Advancing the frontiers of nanoscience and information technology hinges on the availability of novel tools for nanoscale sensing and imaging. Solid state, electronic spins offer a unique platform to implement robust, high-performance quantum sensing devices, which go beyond what classical technologies offer. The Quantum Sensing Group at Basel University has developed this idea into a robust technology based on nano-engineered diamond devices, which host single electronic spins for sensing.
In my talk, I will describe the key principles underlying these novel quantum sensors and discuss some of their areas of applications we have opened over the last years. These include the field of antiferromagnetic spintronics, where we obtained unprecedented insight into domain formation and non-trivial spin-textures in antiferromagnets using single spin magnetometry. Next to these room-temperature applications, I will present results of cryogenic single spin magnetometry for quantitative, high resolution imaging of vortices and supercurrents in nanoscale superconductors.
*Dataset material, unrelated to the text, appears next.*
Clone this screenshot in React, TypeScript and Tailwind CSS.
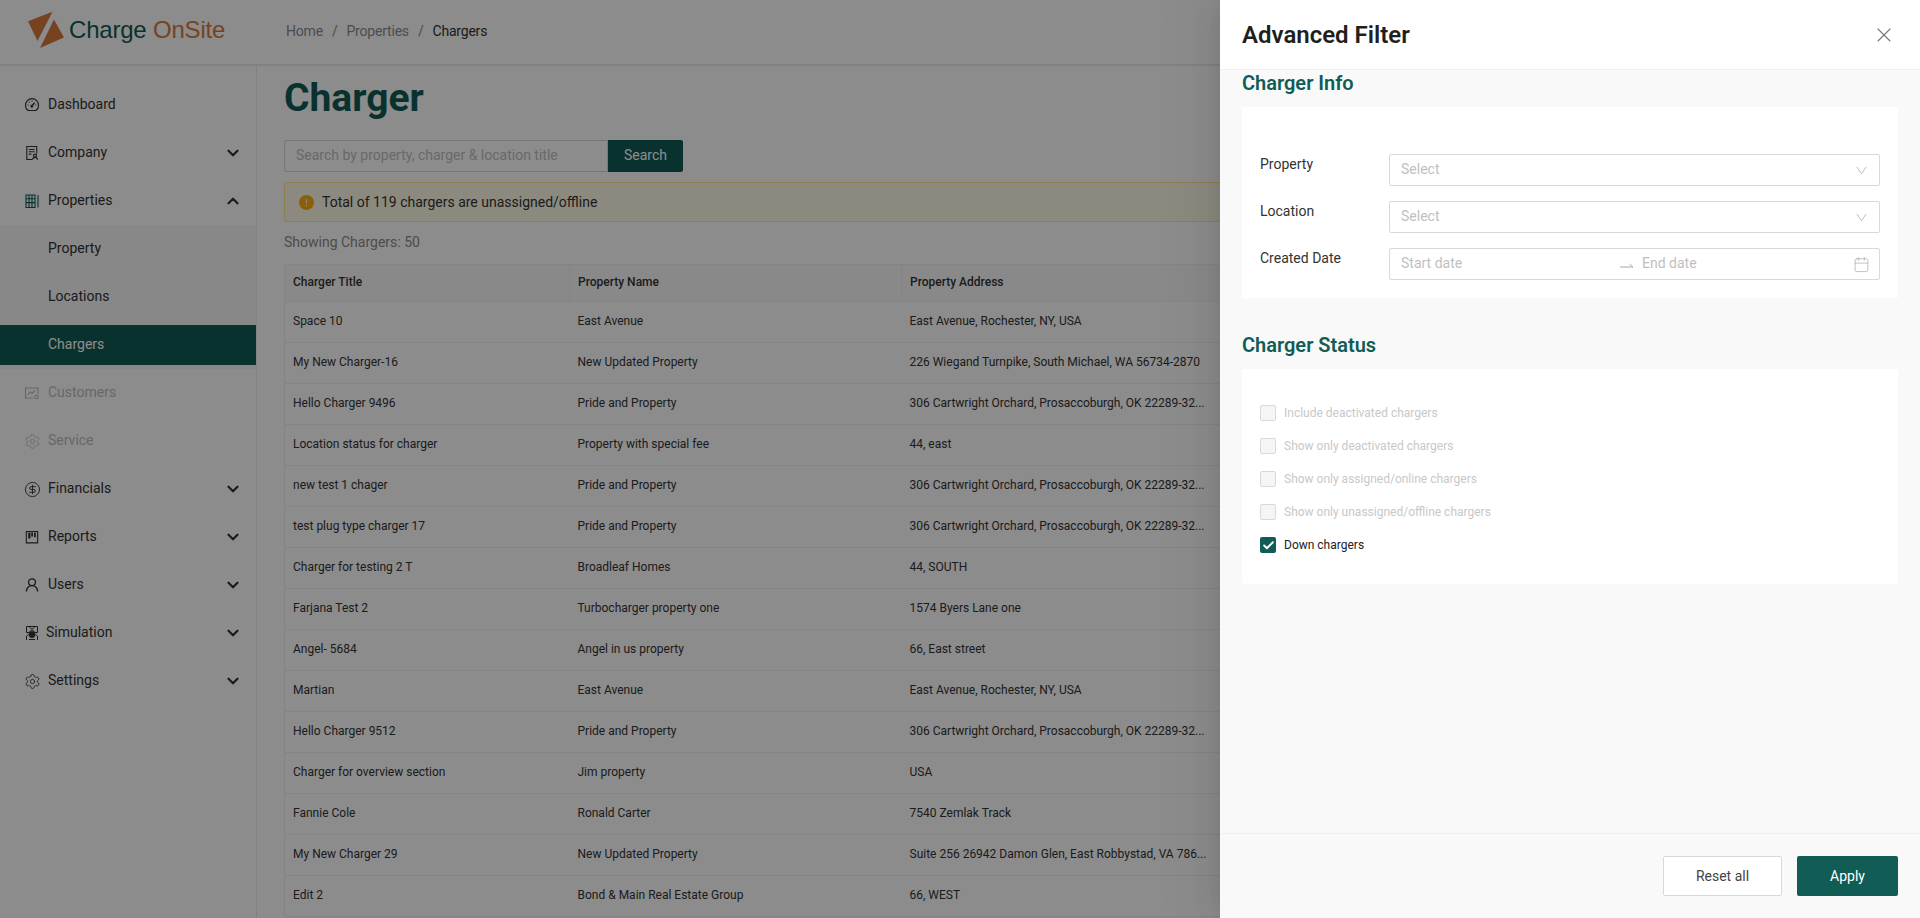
import { ChevronDown, ChevronUp, Settings, CircleDollarSign, X, Check, Calendar } from "lucide-react"
import { AiFillExclamationCircle } from "react-icons/ai"
import type { ReactNode } from "react"

const rows = [
  ["Space 10", "East Avenue", "East Avenue, Rochester, NY, USA"],
  ["My New Charger-16", "New Updated Property", "226 Wiegand Turnpike, South Michael, WA 56734-2870"],
  ["Hello Charger 9496", "Pride and Property", "306 Cartwright Orchard, Prosaccoburgh, OK 22289-32..."],
  ["Location status for charger", "Property with special fee", "44, east"],
  ["new test 1 chager", "Pride and Property", "306 Cartwright Orchard, Prosaccoburgh, OK 22289-32..."],
  ["test plug type charger 17", "Pride and Property", "306 Cartwright Orchard, Prosaccoburgh, OK 22289-32..."],
  ["Charger for testing 2 T", "Broadleaf Homes", "44, SOUTH"],
  ["Farjana Test 2", "Turbocharger property one", "1574 Byers Lane one"],
  ["Angel- 5684", "Angel in us property", "66, East street"],
  ["Martian", "East Avenue", "East Avenue, Rochester, NY, USA"],
  ["Hello Charger 9512", "Pride and Property", "306 Cartwright Orchard, Prosaccoburgh, OK 22289-32..."],
  ["Charger for overview section", "Jim property", "USA"],
  ["Fannie Cole", "Ronald Carter", "7540 Zemlak Track"],
  ["My New Charger 29", "New Updated Property", "Suite 256 26942 Damon Glen, East Robbystad, VA 786..."],
  ["Edit 2", "Bond & Main Real Estate Group", "66, WEST"],
]

const statusOptions = [
  "Include deactivated chargers",
  "Show only deactivated chargers",
  "Show only assigned/online chargers",
  "Show only unassigned/offline chargers",
]

function DashboardIcon() {
  return (
    <svg viewBox="0 0 16 16" className="w-4 h-4" fill="none" stroke="currentColor" strokeWidth="1.1">
      <path d="M4 13.5a6.6 6.6 0 1 1 8 0z" />
      <path d="M8 8.8l2.6-3" strokeWidth="1.3" />
      <path d="M3.6 8h1M11.4 8h1M8 3.6v1M4.9 4.9l.7.7" />
      <circle cx="7.8" cy="9.2" r=".9" fill="currentColor" />
    </svg>
  )
}

function CompanyIcon() {
  return (
    <svg viewBox="0 0 16 16" className="w-4 h-4" fill="none" stroke="currentColor" strokeWidth="1.1">
      <path d="M8 14.5H2.8V1.5h9.9v7" />
      <path d="M4.8 4.5h5.8M4.8 6.8h5.8M4.8 9.1h2.5" />
      <circle cx="11" cy="10.6" r="1.5" />
      <path d="M8.5 14.8c.2-1.5 1.2-2.4 2.5-2.4s2.3.9 2.5 2.4" />
    </svg>
  )
}

function PropertiesIcon() {
  return (
    <svg viewBox="0 0 16 16" className="w-4 h-4" fill="none" stroke="currentColor" strokeWidth="1.1">
      <path d="M2 2h9v12.5H2zM2 5.8h9M2 9.6h9M5 2v12.5M8 2v12.5M14 2v12.5" />
    </svg>
  )
}

function CustomersIcon() {
  return (
    <svg viewBox="0 0 16 16" className="w-4 h-4" fill="none" stroke="currentColor" strokeWidth="1.1">
      <path d="M9.5 13H1.5V3h12.5v6" />
      <path d="M3.5 10l2.5-3 2 1.5 3-3" />
      <circle cx="12.5" cy="12" r="1.8" />
    </svg>
  )
}

function ReportsIcon() {
  return (
    <svg viewBox="0 0 16 16" className="w-4 h-4" fill="currentColor">
      <path d="M1.8 2h12.4v12.4H1.8zM2.9 3.1v10.2h10.2V3.1z" />
      <path d="M4.2 3.5h2.2v6H4.2zM7.2 3.5h1.8v4H7.2zM10 3.5h1.8v4.8H10z" />
    </svg>
  )
}

function UserIcon() {
  return (
    <svg viewBox="0 0 16 16" className="w-4 h-4" fill="none" stroke="currentColor" strokeWidth="1.3">
      <circle cx="8" cy="5.2" r="3.4" />
      <path d="M2.4 14.4c0-3.2 2.4-5.8 5.6-5.8s5.6 2.6 5.6 5.8" />
    </svg>
  )
}

function SimulationIcon() {
  return (
    <svg viewBox="0 0 16 16" className="w-4 h-4" fill="none" stroke="currentColor" strokeWidth="1">
      <path d="M2.5 1.5h11v6h-11z" />
      <path d="M5 1.5l3 3 3-3M5 7.5l3-3 3 3" />
      <ellipse cx="8" cy="9.5" rx="3" ry="3" fill="currentColor" />
      <path d="M2.5 15v-4l2-1.5M13.5 15v-4l-2-1.5M5 14.5h6" />
    </svg>
  )
}

function SelectArrow() {
  return (
    <svg viewBox="0 0 12 10" className="w-[11px] h-[9px] text-[#b4b4b4]" fill="none" stroke="currentColor" strokeWidth="1">
      <path d="M.8 1L6 8.6L11.2 1" />
    </svg>
  )
}

type NavItemProps = {
  icon?: ReactNode
  label: string
  chevron?: "up" | "down"
  active?: boolean
  disabled?: boolean
  tight?: boolean
}

function NavItem({ icon, label, chevron, active, disabled, tight }: NavItemProps) {
  const tone = active
    ? "bg-[#125c56] text-white"
    : disabled
      ? "text-[#bdbdbd]"
      : "text-[#333333]"
  return (
    <div className={`flex items-center h-10 pl-6 pr-[14px] text-sm ${tone}`}>
      <span className={`${tight ? "w-[22px]" : "w-6"} shrink-0 flex items-center`}>{icon}</span>
      <span className="flex-1 mb-[2px]">{label}</span>
      {chevron === "down" && <ChevronDown size={18} strokeWidth={3} />}
      {chevron === "up" && <ChevronUp size={18} strokeWidth={3} />}
    </div>
  )
}

function SelectBox({ placeholder }: { placeholder: string }) {
  return (
    <div className="flex items-center justify-between w-[491px] h-8 pl-[11px] pr-[12px] bg-white border border-[#d9d9d9] rounded-[2px] text-sm text-[#bfbfbf]">
      <span className="mb-[2px]">{placeholder}</span>
      <SelectArrow />
    </div>
  )
}

function App() {
  return (
    <div className="relative h-[918px] overflow-hidden bg-white font-[Roboto,sans-serif] text-[#333333]">
      {/* Top bar */}
      <header className="flex items-center h-[66px] border-b-2 border-[#ececec]">
        <div className="flex items-center w-[286px] pl-7">
          <svg viewBox="0 0 37 38" className="w-[37px] h-[38px] shrink-0 mb-[4px]" fill="#d9783c">
            <path d="M0 10.3L24.5 .7L9.5 30z" />
            <path d="M26 8.5L36 26.5L12 37z" />
          </svg>
          <span className="ml-[4px] mb-[4px] font-['Liberation_Sans',sans-serif] text-2xl leading-none tracking-[-0.2px] whitespace-nowrap">
            <span className="text-[#125c56]">Charge</span> <span className="text-[#d9783c]">OnSite</span>
          </span>
        </div>
        <nav className="flex items-center gap-[9px] mb-[3px] text-sm tracking-[-0.2px] text-[#8c8c8c]">
          <span>Home</span>
          <span>/</span>
          <span>Properties</span>
          <span>/</span>
          <span className="text-[#333333]">Chargers</span>
        </nav>
      </header>

      <div className="flex h-[852px]">
        {/* Sidebar */}
        <aside className="w-[257px] shrink-0 border-r border-[#ececec] pt-[19px] flex flex-col">
          <div className="flex flex-col gap-2">
            <NavItem icon={<DashboardIcon />} label="Dashboard" />
            <NavItem icon={<CompanyIcon />} label="Company" chevron="down" />
            <NavItem icon={<span className="text-[#125c56]"><PropertiesIcon /></span>} label="Properties" chevron="up" />
          </div>
          <div className="flex flex-col gap-2 mt-1 mb-1 py-1 bg-[#f7f7f7]">
            <NavItem label="Property" />
            <NavItem label="Locations" />
            <NavItem label="Chargers" active />
          </div>
          <div className="flex flex-col gap-2">
            <NavItem icon={<CustomersIcon />} label="Customers" disabled />
            <NavItem icon={<Settings size={17} strokeWidth={1.2} />} label="Service" disabled />
            <NavItem icon={<CircleDollarSign size={17} strokeWidth={1.3} />} label="Financials" chevron="down" />
            <NavItem icon={<ReportsIcon />} label="Reports" chevron="down" />
            <NavItem icon={<UserIcon />} label="Users" chevron="down" />
            <NavItem icon={<SimulationIcon />} label="Simulation" chevron="down" tight />
            <NavItem icon={<Settings size={17} strokeWidth={1.2} />} label="Settings" chevron="down" />
          </div>
        </aside>

        {/* Main content */}
        <main className="flex-1 pl-[27px] pr-7 pt-2">
          <h1 className="text-[39px] leading-[48px] font-bold text-[#125c56]">Charger</h1>
          <div className="flex mt-[18px]">
            <div className="flex items-center w-[324px] h-8 pl-[11px] pb-[2px] border border-[#d9d9d9] rounded-l-[2px] text-sm text-[#bfbfbf]">
              Search by property, charger &amp; location title
            </div>
            <button className="w-[75px] h-8 pb-[2px] bg-[#125c56] text-white text-sm rounded-r-[2px]">Search</button>
          </div>
          <div className="flex items-center gap-[7px] h-10 mt-[10px] pl-[13px] pr-4 bg-[#fffbe6] border border-[#ffe58f] rounded-[2px] text-sm">
            <AiFillExclamationCircle size={17} className="text-[#faad14] shrink-0" />
            <span>Total of 119 chargers are unassigned/offline</span>
          </div>
          <p className="mt-[10px] text-sm leading-5 text-[#8c8c8c]">Showing Chargers: 50</p>
          <table className="w-full mt-3 table-fixed border-l border-t border-[#f0f0f0] text-xs">
            <colgroup>
              <col className="w-[285px]" />
              <col className="w-[332px]" />
              <col className="w-[318px]" />
              <col />
            </colgroup>
            <thead>
              <tr className="h-[37px] bg-[#fafafa] border-b border-[#f0f0f0] text-left">
                <th className="px-2 pb-[2px] font-medium">Charger Title</th>
                <th className="px-2 pb-[2px] font-medium border-l border-[#f0f0f0]">Property Name</th>
                <th className="px-2 pb-[2px] font-medium border-l border-[#f0f0f0]">Property Address</th>
                <th />
              </tr>
            </thead>
            <tbody>
              {rows.map((row) => (
                <tr key={row[0]} className="h-[41px] border-b border-[#f0f0f0]">
                  <td className="px-2 pb-[2px]">{row[0]}</td>
                  <td className="px-2 pb-[2px]">{row[1]}</td>
                  <td className="px-2 pb-[2px] whitespace-nowrap">{row[2]}</td>
                  <td />
                </tr>
              ))}
            </tbody>
          </table>
        </main>
      </div>

      {/* Drawer mask */}
      <div className="absolute inset-0 bg-black/45" />

      {/* Advanced filter drawer */}
      <div className="absolute top-0 right-0 bottom-0 w-[700px] flex flex-col bg-[#f9f9f9] shadow-[-6px_0_16px_-8px_rgba(0,0,0,0.08),-9px_0_28px_0_rgba(0,0,0,0.05),-12px_0_48px_16px_rgba(0,0,0,0.03)]">
        <div className="flex items-center justify-between h-[70px] shrink-0 pl-[22px] pr-[24px] bg-white border-b border-[#efefef]">
          <h2 className="text-2xl font-semibold text-[#1f1f1f]">Advanced Filter</h2>
          <X size={24} strokeWidth={1.1} className="text-[#777777]" />
        </div>

        <div className="flex-1 px-[22px]">
          <h3 className="mt-px text-xl leading-6 font-semibold text-[#125c56]">Charger Info</h3>
          <div className="mt-3 pt-[47px] pb-[18px] px-[18px] bg-white rounded-[2px]">
            <div className="flex items-start mb-[15px]">
              <label className="w-[129px] text-sm leading-5">Property</label>
              <SelectBox placeholder="Select" />
            </div>
            <div className="flex items-start mb-[15px]">
              <label className="w-[129px] text-sm leading-5">Location</label>
              <SelectBox placeholder="Select" />
            </div>
            <div className="flex items-start">
              <label className="w-[129px] text-sm leading-5">Created Date</label>
              <div className="flex items-center w-[491px] h-8 pl-[11px] pr-[9px] bg-white border border-[#d9d9d9] rounded-[2px] text-sm text-[#bfbfbf]">
                <span className="w-[219px] mb-[2px]">Start date</span>
                <svg viewBox="0 0 14 8" className="w-[14px] h-2 mt-[2px] text-[#a8a8a8]" fill="none" stroke="currentColor" strokeWidth="1">
                  <path d="M0 6h13L9.5 3" />
                </svg>
                <span className="ml-[8px] flex-1 mb-[2px]">End date</span>
                <Calendar size={17} strokeWidth={1} className="text-[#a8a8a8]" />
              </div>
            </div>
          </div>

          <h3 className="mt-[35px] text-xl leading-6 font-semibold text-[#125c56]">Charger Status</h3>
          <div className="mt-3 pt-[36px] pb-[31px] px-[18px] bg-white rounded-[2px] flex flex-col gap-[17px]">
            {statusOptions.map((option) => (
              <div key={option} className="flex items-center gap-2 h-4 text-xs text-[#c8c8c8]">
                <span className="w-4 h-4 bg-[#f5f5f5] border border-[#d9d9d9] rounded-[2px]" />
                <span>{option}</span>
              </div>
            ))}
            <div className="flex items-center gap-2 h-4 text-xs text-[#222222]">
              <span className="flex items-center justify-center w-4 h-4 bg-[#125c56] rounded-[2px]">
                <Check size={13} strokeWidth={3.6} className="text-white" />
              </span>
              <span>Down chargers</span>
            </div>
          </div>
        </div>

        <div className="flex items-center justify-end gap-[15px] h-[85px] shrink-0 pr-[22px] border-t border-[#efefef]">
          <button className="w-[119px] h-10 pb-px bg-white border border-[#d9d9d9] rounded-[2px] text-sm text-[#444444]">Reset all</button>
          <button className="w-[101px] h-10 pb-px bg-[#125c56] rounded-[2px] text-sm text-white">Apply</button>
        </div>
      </div>
    </div>
  )
}

export default App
These results establish scanning single spin magnetometry as a powerful tool for applications in solid-state, mesoscopic physics and the nano-sciences in general. This significant potential has also triggered the creation of our spin-off company “Qnami”, which is offering commercial quantum sensing solutions and which will be highlighted at this year’s SNC startup competition.
Bio
Patrick Maletinsky is an associate professor at the Department of Physics of the University of Basel, where he has been active since 2012. He has joined the Department after studies of physics at ETH and the école normal supérieure, a Ph.D. at ETH Zurich and a postdoc at Harvard University. His main research interests are the development of novel, spin-based quantum sensing technologies and their applications to nanoscience and solid-state, mesoscopic physics.